His Marco restaurant at Chelsea’s Stamford Bridge home is the result of a collaboration with football club owner Roman Abramovich.

But he says it’s the pubs that he’s most proud of.

Marco explains: ‘I like making and building them because a lot of the pubs I get are in quite a dilapidated state.

‘They are quite old, but pretty. I spend a lot of my time now restoring pubs.’

Having made a name for himself in the kitchen, he is not too impressed by today’s ‘celebrity’ chefs who trade on their fame.

He says: ‘I think a chef’s place is behind his stove, and when I retired from cooking in 1999 I told the world that.

‘I didn’t pretend that I cooked when I didn’t.

‘I think people that are going to your restaurants actually want you to cook their dinner. Maybe I’m wrong.’

As well as branching out into owning pubs and restaurants, Marco is now the face of Knorr.

The best advice he believes he can give to people when cooking at home is to keep it simple.

Marco explains: ‘Why make it complicated? I tend to make risotto, or a big bowl of pasta.

‘It’s about keeping it simple at home and making it tasty. It’s as simple as that.’

He adds: ‘But people do like to experiment and get excited about food.’

Looking back at everything he’s achieved in his career, Marco says he doesn’t think he is a particularly ambitious person.

He reveals: ‘If anything I’m ambitious by default.

‘I do my job well, but I don’t work any harder than anybody else.

‘Some people go sailing, some people go fishing. My pastime now is building and developing businesses and pubs.’

It’s all a far cry from those early days as he sought to establish himself as a chef in the tough culinary world.

He says: ‘I don’t put myself under the same kind of pressure I used to be under as a young man.

‘I just enjoy my life now.’

BIOGRAPHY

Marco Pierre White was born in Leeds in 1961 and left school without any qualifications.

He decided to train as a chef and began working in the kitchen at the Hotel St George in Harrogate, North Yorkshire and later at the Box Tree in Ilkley, West Yorkshire.

He moved to London at 16 with ‘£7.36, a box of books and a bag of clothes’. By the time he was 24 he was head chef and joint owner of Harveys restaurant.
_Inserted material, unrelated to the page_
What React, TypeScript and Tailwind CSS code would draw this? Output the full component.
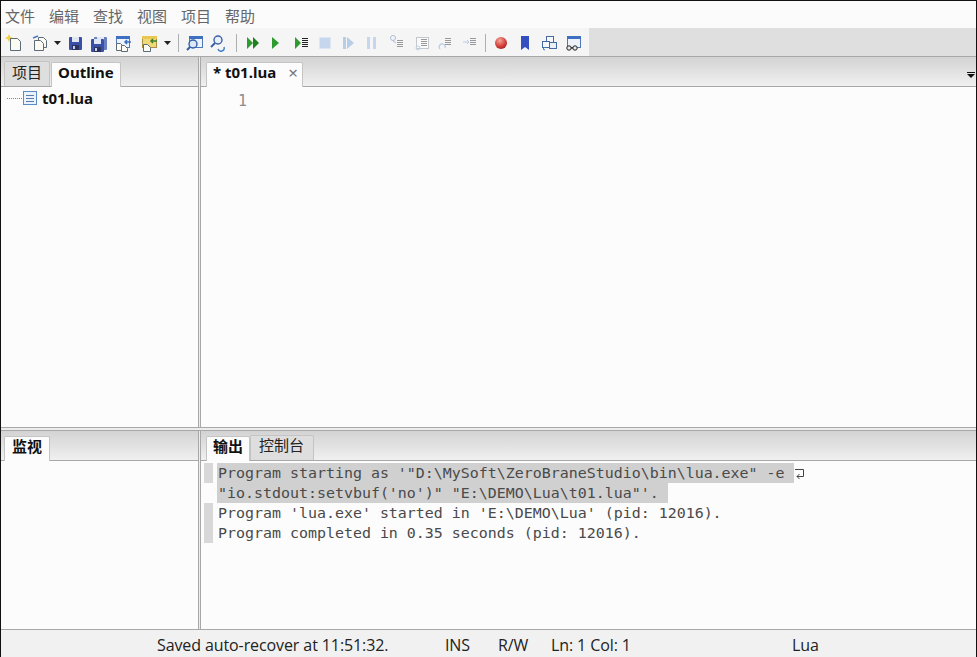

Among those who worked for him earlier on in their careers are Gordon Ramsay and Heston Blumenthal.

MARCo’S STEAK AU POIVRE

Ingredients:

2 fillet steaks (180g each)

1 tablespoon extra virgin olive oil

50ml Double cream

25ml Worcestershire sauce

Professional Mixed Peppercorns Puree

Beef Paste Bouillon

Method:

1. Mix the Beef Paste Bouillon with the olive oil in a bowl to make a paste.

2. Massage the paste into one side of the steaks and place paste side down in a heavy base dry, non-stick pan.

3. Season the remaining side and add a teaspoon of Professional Mixed Peppercorns Puree with the Worcestershire sauce to the simmering pan.

4. Reduce the Worcestershire sauce and continue to cook the steak, searing both sides.

5. Add the double cream, simmer and serve.